Research Interests

In our lab we study the mechanisms of meiotic chromosome segregation, focusing on the events that ensue at meiotic prophase I. We are particularly interested in elucidating the mechanisms of SC disassembly.


For our studies of meiosis, we use Caenorhabditis elegans as a model system (a). C. elegans is a microscopic worm, which is a well-established model organism amenable for a variety of research approaches including genetic manipulation, cell biology and biochemistry.

We can analyze chromosomes in the live organisms as well as in dissected gonads. Meiotic prophase nuclei are the majority of nuclei composing the germline of this microscopic worm (b). These nuclei are arranged in temporal-spatial pattern; therefore, all early meiotic events (c-e) can be analyzed simultaneously in a single gonad. We use genetic and cell biology techniques involving high-resolution microscopy to study how chromosomes behave in these early meiotic events.

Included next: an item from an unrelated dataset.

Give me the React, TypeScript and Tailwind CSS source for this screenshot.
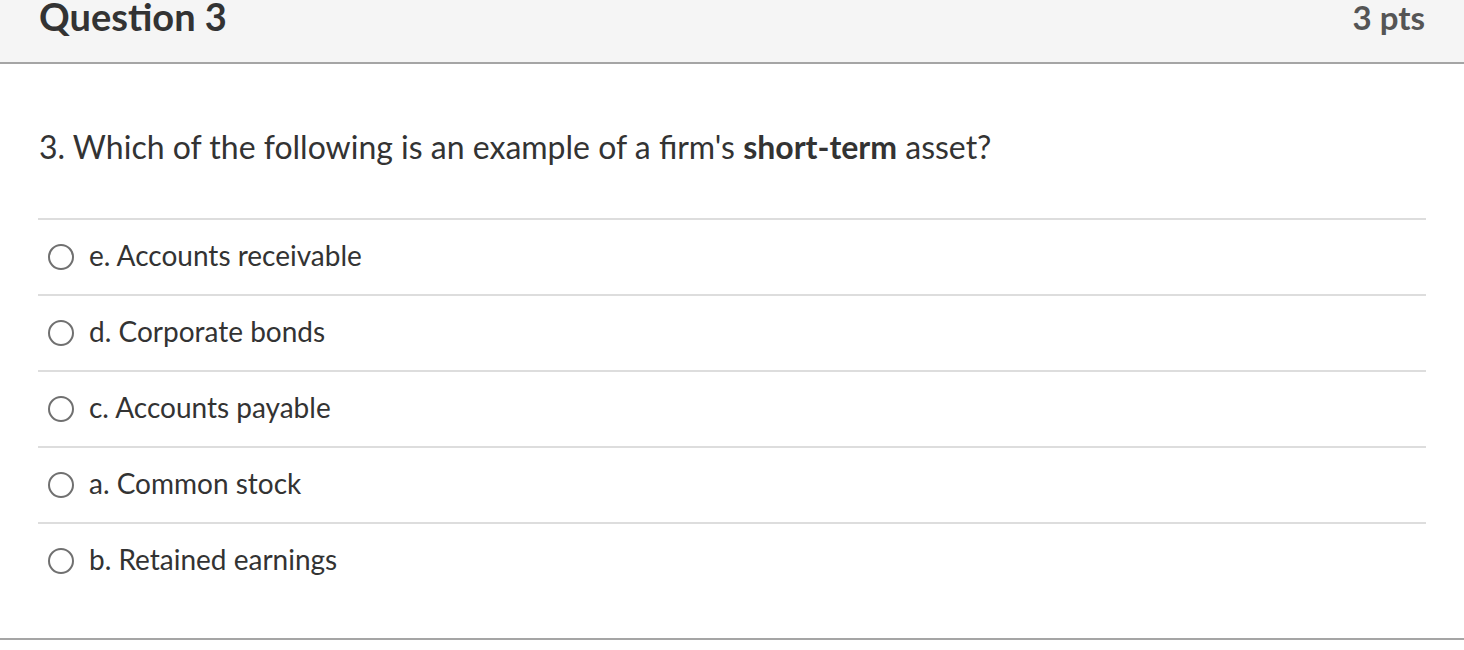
import React from "react";

const answers = [
  "e. Accounts receivable",
  "d. Corporate bonds",
  "c. Accounts payable",
  "a. Common stock",
  "b. Retained earnings",
];

export default function App() {
  return (
    <div className="w-[1464px] h-[650px] bg-white overflow-hidden" style={{ fontFamily: "Lato, 'Open Sans', sans-serif" }}>
      <div className="h-[64px] bg-[#f5f5f5] border-b-2 border-[#a5a5a5] flex justify-between items-start pl-[39px] pr-[39px]">
        <div className="text-[38px] font-bold leading-none text-[#333] mt-[-3px]">Question 3</div>
        <div className="text-[33px] font-bold leading-none text-[#555] mt-[1px]">3 pts</div>
      </div>
      <div className="border-b-2 border-[#a5a5a5]">
        <div className="pl-[39px] pt-[64px] pb-[52px] text-[32px] leading-[38px] text-[#333]">
          3. Which of the following is an example of a firm's <strong className="font-bold">short-term</strong> asset?
        </div>
        <div className="mx-[38px] pb-[40px]">
          {answers.map((a) => (
            <div key={a} className="border-t-2 border-[#ddd] h-[76px] flex items-center">
              <span className="ml-[10px] w-[26px] h-[26px] rounded-full border-2 border-[#707070] shrink-0" />
              <span className="ml-[15px] mb-[4px] text-[28px] text-[#333] leading-none">{a}</span>
            </div>
          ))}
        </div>
      </div>
    </div>
  );
}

1. The role of MRE-11 in DNA strand resection of meiotic double strand breaks (DSBs). Our lab identified a separation of function allele of MRE-11, which abrogates the resection activity of this protein without affecting its role in meiotic DSB formation. We use this mutant as a tool for identifying novel meiotic gene involved in DSB repair in C. elegans.

2. Elucidating the mechanism of SC assembly and disassembly through the study of central region proteins of the SC. This study is centered on our recently discovered gene involved in SC disassembly, akir-1, as well as other genes/proteins identified to interact with it.